III. Conclusion & Order

Because the Court finds Plaintiff has demonstrated irreparable harm along with a substantial likelihood of success on the merits of her claim that the SEC has violated the Appointments Clause, the Court finds a preliminary injunction is appropriate to enjoin the SEC administrative proceeding.

It is hereby ORDERED that Defendant, the U.S. Securities and Exchange Commission, is preliminarily enjoined from in any way further pursuing the pending administrative proceeding against Plaintiff, captioned In the Matter of Barbara Duka, Admin. Proc. File No. 3-16349 (Jan. 21, 2015), including the hearing scheduled for September 16, 2015.

The parties are requested to appear in this Court for a scheduling conference on Wednesday, September 16, 2015 at -12:00 p.m.

. The Court further notes that more recently, in Gray Financial Group, et al. v. S.E.C., 15-CV-492-LMM, Dkt. No. 56 (N.D.Ga.

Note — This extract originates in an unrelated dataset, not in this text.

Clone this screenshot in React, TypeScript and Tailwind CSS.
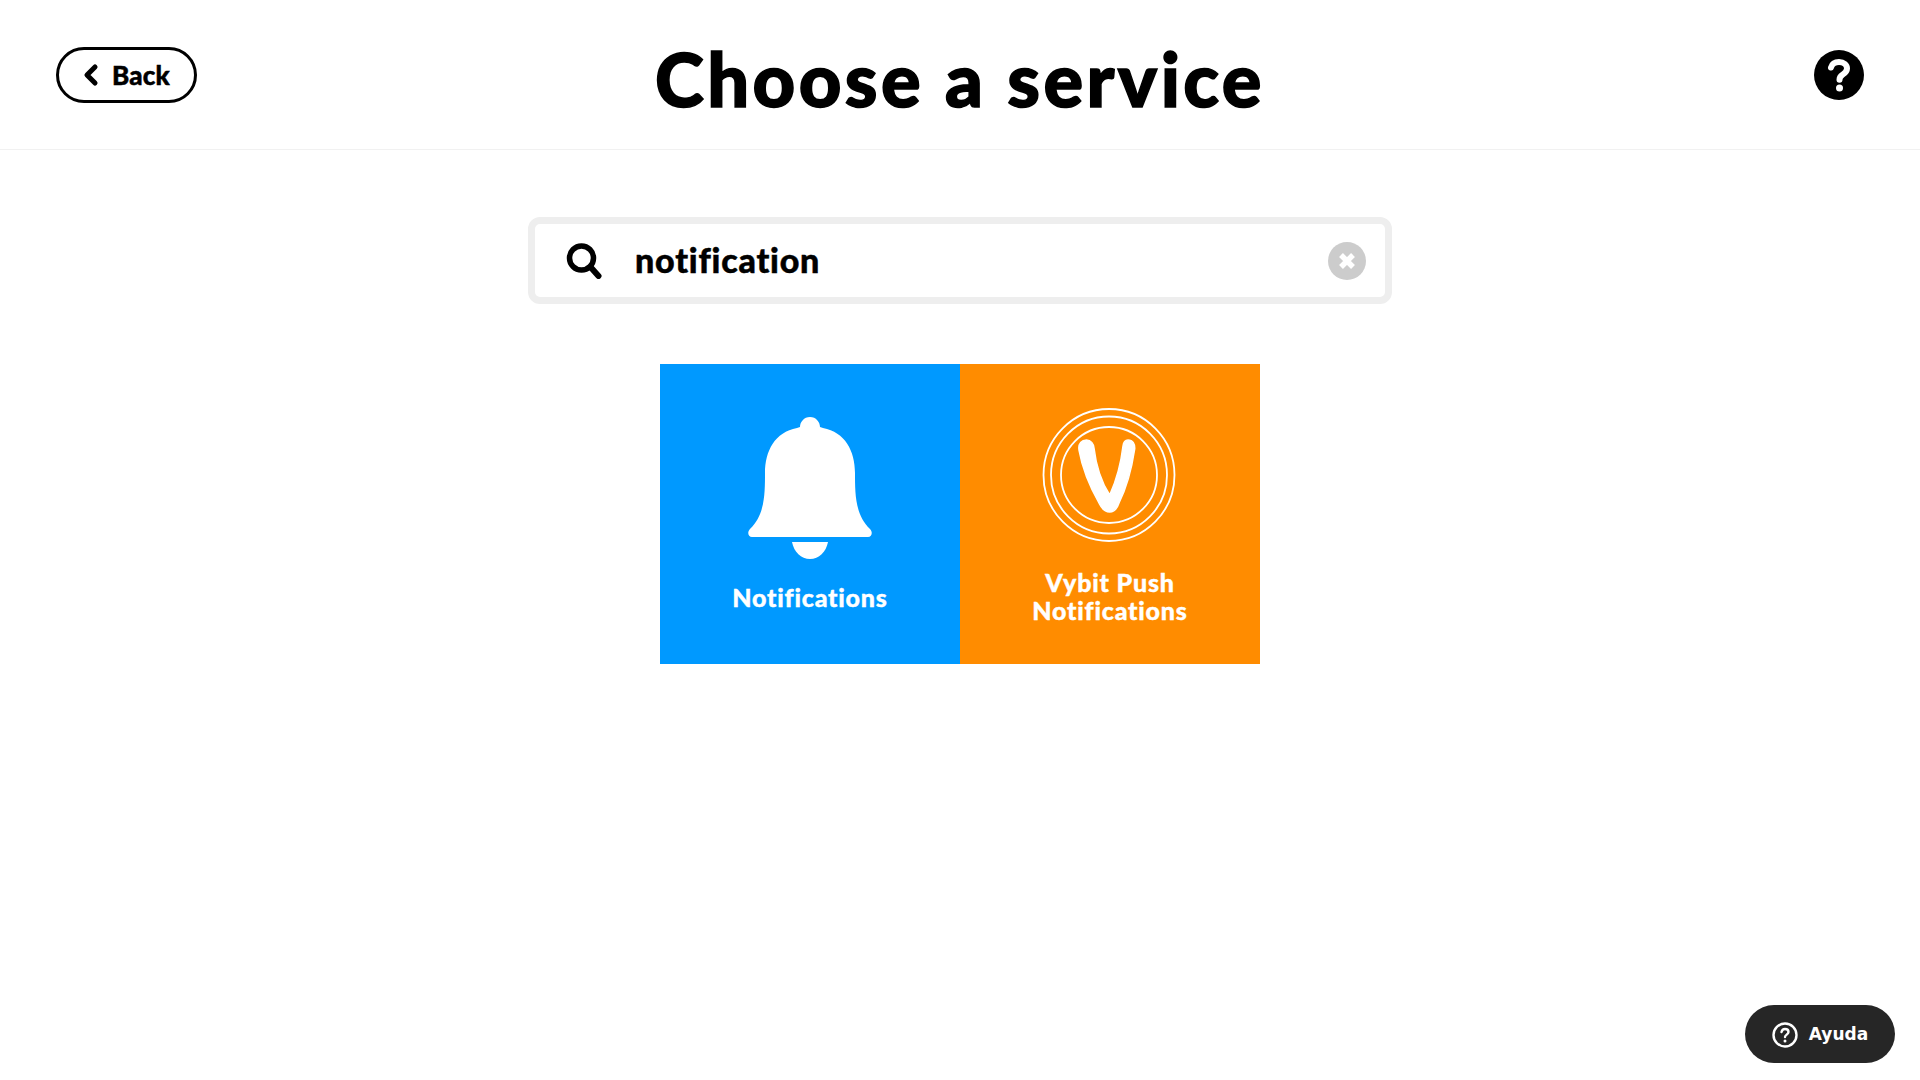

Aug. 4, 2015), Judge May reiterated that "Freytag mandates a finding that the SEC ALJs exercise ‘significant authority’ and are thus inferi- or officers,” and therefore held that "(b)ecause SEC ALJs are inferior officers, the Court finds Plaintiffs have established a likelihood of success on the merits of their Appointments Clause claim.” Gray Financial, 15-CV-492 at 33, 35.